On a typical day Panda could work on the text of a charity website or a government white paper (His Majesty’s Government, or another government, for that matter). She loved working with researchers on their papers and articles. Especially when they let her know they had been published in top-ranking journals (The Journal for Philanthropic Pandas was one of her favourites). And it made her really happy when she could go through a college publication (The Annual Panda, for example) with her track changes – she was lucky enough to work freelance for St Bear’s College (and some other colleges). But best of all was when she got to panda-proof a book draft – but only if it had already been through the various stages of editing.

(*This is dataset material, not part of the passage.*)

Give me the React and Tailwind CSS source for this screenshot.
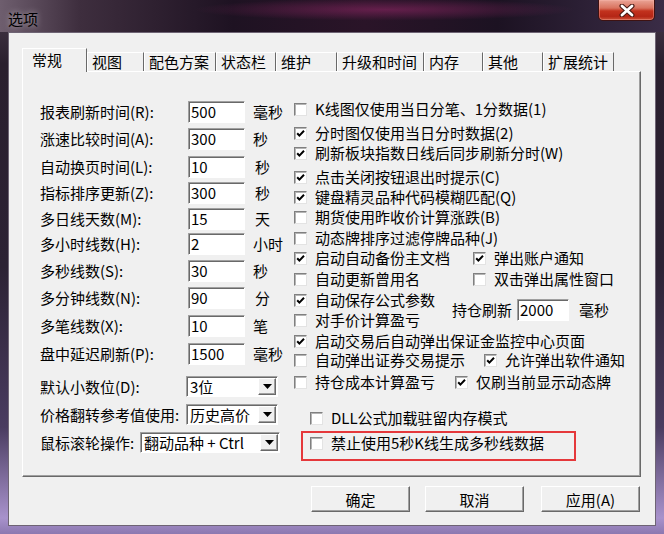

Panda specialised in academic and business editing, not fiction, and book editing was a whole different basket of bamboo snacks.


Panda marvelled on a (more or less) daily basis at how the English language was evolving. When she first went freelance, she used to write ‘Internet’ with a capital letter; but more and more, she noticed, people were writing ‘internet’. And she was okay with that. Anything that made a text look cleaner. She was also okay with removing excessive capital letters from documents. All her clients knew that she did this because too many capitals make readers’ eyes tired. And if you can describe something rather than writing the official title, then that’s a back-of-the-net situation for any bear. Why keep referring to the World Panda Protection Society Committee when you can write about ‘the committee that discussed helping pandas’ or just ‘the committee’?


Finally, Panda secretly dreamed about one day being Panda I, Queen of England, so that she could make laws saving all the pandas and banning wars, and, of course, restricting the overuse of capital letters. But until the day came when she got to be queen, she would have to make do with editing things and running The Sanctuary Pandas in her spare time. It really wasn’t a bad life for a panda, after all.